**Task prompt**
Word for word, quote all of the material, omitting the pictures.

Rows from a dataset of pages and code
--------------------------------------------------

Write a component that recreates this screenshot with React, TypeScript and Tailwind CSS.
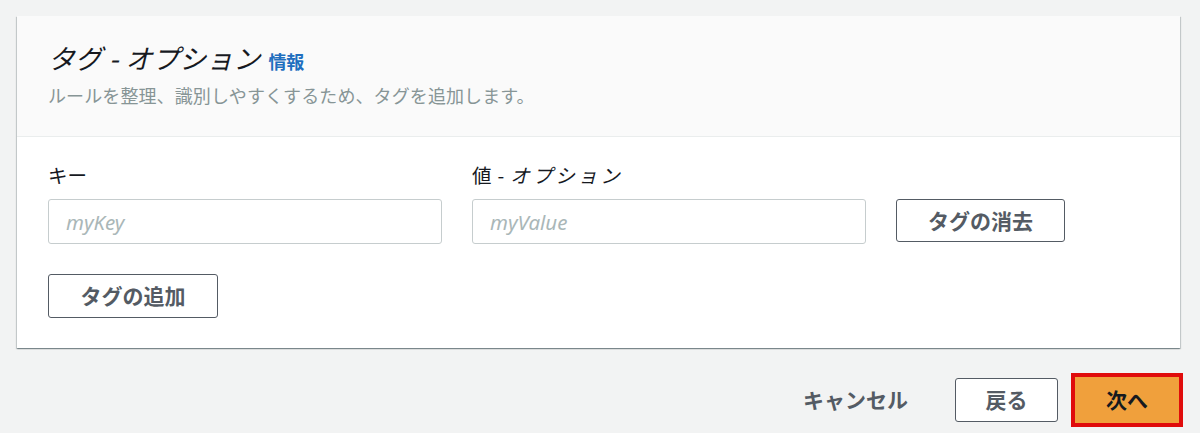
import React from "react";

const jp = "font-['Noto_Sans_CJK_JP','Noto_Sans',sans-serif]";

const OutlineButton = ({ label, className = "" }: { label: string; className?: string }) => (
  <button
    type="button"
    className={`flex items-center justify-center rounded-[3px] border border-[#545b64] bg-white text-[21px] font-bold text-[#545b64] ${className}`}
  >
    {label}
  </button>
);

const TextField = ({ placeholder }: { placeholder: string }) => (
  <input
    type="text"
    placeholder={placeholder}
    className="h-[45px] w-[394px] rounded-[3px] border border-[#c6cdce] bg-white px-[17px] font-['Noto_Sans',sans-serif] text-[20.5px] italic text-[#16191f] outline-none placeholder:text-[#aab7b8]"
  />
);

export default function App() {
  return (
    <div className={`h-[433px] w-[1200px] overflow-hidden bg-[#f2f3f3] pl-[17px] pt-[16px] ${jp}`}>
      <section className="w-[1163px] bg-white shadow-[0_1px_1px_rgba(0,28,36,0.3),1px_1px_1px_rgba(0,28,36,0.15),-1px_1px_1px_rgba(0,28,36,0.15)]">
        <header className="h-[121px] border-b border-[#eaeded] bg-[#fafafa] px-[31px] pt-[25px]">
          <h2 className="flex items-baseline gap-[8px] leading-[34px] text-[#16191f]">
            <span className="text-[27px] font-normal italic">
              タグ<span className="mx-[7px]">-</span>オプション
            </span>
            <span className="text-[18px] font-bold text-[#1f6fbf]">情報</span>
          </h2>
          <p className="mt-[4px] text-[18px] leading-[26px] tracking-[0.1px] text-[#879596]">
            ルールを整理、識別しやすくするため、タグを追加します。
          </p>
        </header>

        <div className="h-[211px] px-[31px] pt-[24px]">
          <div className="flex items-end gap-[30px]">
            <label className="flex flex-col gap-[10px]">
              <span className="text-[19.5px] leading-[28px] text-[#16191f]">キー</span>
              <TextField placeholder="myKey" />
            </label>
            <label className="flex flex-col gap-[10px]">
              <span className="text-[19.5px] leading-[28px] text-[#16191f]">
                値<span className="mx-[6px]">-</span>
                <span className="italic tracking-[3px]">オプション</span>
              </span>
              <TextField placeholder="myValue" />
            </label>
            <OutlineButton label="タグの消去" className="mb-[2px] h-[43px] w-[169px]" />
          </div>
          <OutlineButton label="タグの追加" className="mt-[30px] h-[44px] w-[170px]" />
        </div>
      </section>

      <footer className="mt-[25px] flex w-[1166px] items-center justify-end">
        <button type="button" className="mr-[47px] text-[21px] font-bold text-[#545b64]">
          キャンセル
        </button>
        <OutlineButton label="戻る" className="mr-[13px] h-[44px] w-[103px]" />
        <div className="border-4 border-[#e00b0b]">
          <button
            type="button"
            className="flex h-[46px] w-[104px] items-center justify-center bg-[#f0a03c] text-[21px] font-bold text-[#16191f]"
          >
            次へ
          </button>
        </div>
      </footer>
    </div>
  );
}
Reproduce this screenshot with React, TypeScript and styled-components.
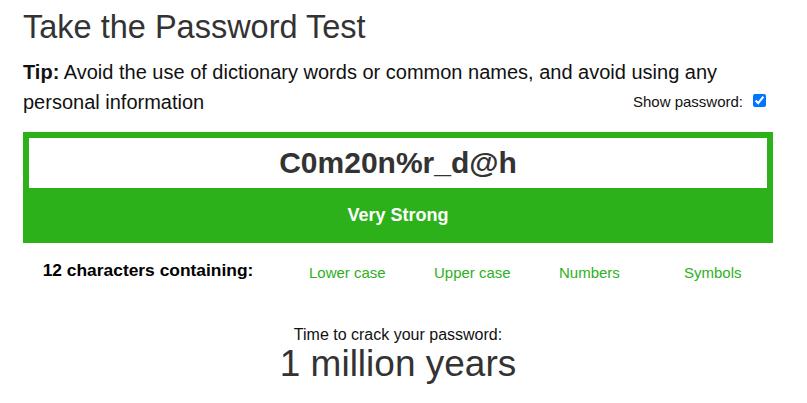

--------------------------------------------------

**Response to this exercise**
Write a component that recreates this screenshot with React, TypeScript and Tailwind CSS.
import React from "react";

const jp = "font-['Noto_Sans_CJK_JP','Noto_Sans',sans-serif]";

const OutlineButton = ({ label, className = "" }: { label: string; className?: string }) => (
  <button
    type="button"
    className={`flex items-center justify-center rounded-[3px] border border-[#545b64] bg-white text-[21px] font-bold text-[#545b64] ${className}`}
  >
    {label}
  </button>
);

const TextField = ({ placeholder }: { placeholder: string }) => (
  <input
    type="text"
    placeholder={placeholder}
    className="h-[45px] w-[394px] rounded-[3px] border border-[#c6cdce] bg-white px-[17px] font-['Noto_Sans',sans-serif] text-[20.5px] italic text-[#16191f] outline-none placeholder:text-[#aab7b8]"
  />
);

export default function App() {
  return (
    <div className={`h-[433px] w-[1200px] overflow-hidden bg-[#f2f3f3] pl-[17px] pt-[16px] ${jp}`}>
      <section className="w-[1163px] bg-white shadow-[0_1px_1px_rgba(0,28,36,0.3),1px_1px_1px_rgba(0,28,36,0.15),-1px_1px_1px_rgba(0,28,36,0.15)]">
        <header className="h-[121px] border-b border-[#eaeded] bg-[#fafafa] px-[31px] pt-[25px]">
          <h2 className="flex items-baseline gap-[8px] leading-[34px] text-[#16191f]">
            <span className="text-[27px] font-normal italic">
              タグ<span className="mx-[7px]">-</span>オプション
            </span>
            <span className="text-[18px] font-bold text-[#1f6fbf]">情報</span>
          </h2>
          <p className="mt-[4px] text-[18px] leading-[26px] tracking-[0.1px] text-[#879596]">
            ルールを整理、識別しやすくするため、タグを追加します。
          </p>
        </header>

        <div className="h-[211px] px-[31px] pt-[24px]">
          <div className="flex items-end gap-[30px]">
            <label className="flex flex-col gap-[10px]">
              <span className="text-[19.5px] leading-[28px] text-[#16191f]">キー</span>
              <TextField placeholder="myKey" />
            </label>
            <label className="flex flex-col gap-[10px]">
              <span className="text-[19.5px] leading-[28px] text-[#16191f]">
                値<span className="mx-[6px]">-</span>
                <span className="italic tracking-[3px]">オプション</span>
              </span>
              <TextField placeholder="myValue" />
            </label>
            <OutlineButton label="タグの消去" className="mb-[2px] h-[43px] w-[169px]" />
          </div>
          <OutlineButton label="タグの追加" className="mt-[30px] h-[44px] w-[170px]" />
        </div>
      </section>

      <footer className="mt-[25px] flex w-[1166px] items-center justify-end">
        <button type="button" className="mr-[47px] text-[21px] font-bold text-[#545b64]">
          キャンセル
        </button>
        <OutlineButton label="戻る" className="mr-[13px] h-[44px] w-[103px]" />
        <div className="border-4 border-[#e00b0b]">
          <button
            type="button"
            className="flex h-[46px] w-[104px] items-center justify-center bg-[#f0a03c] text-[21px] font-bold text-[#16191f]"
          >
            次へ
          </button>
        </div>
      </footer>
    </div>
  );
}
Reproduce this screenshot with React, TypeScript and styled-components.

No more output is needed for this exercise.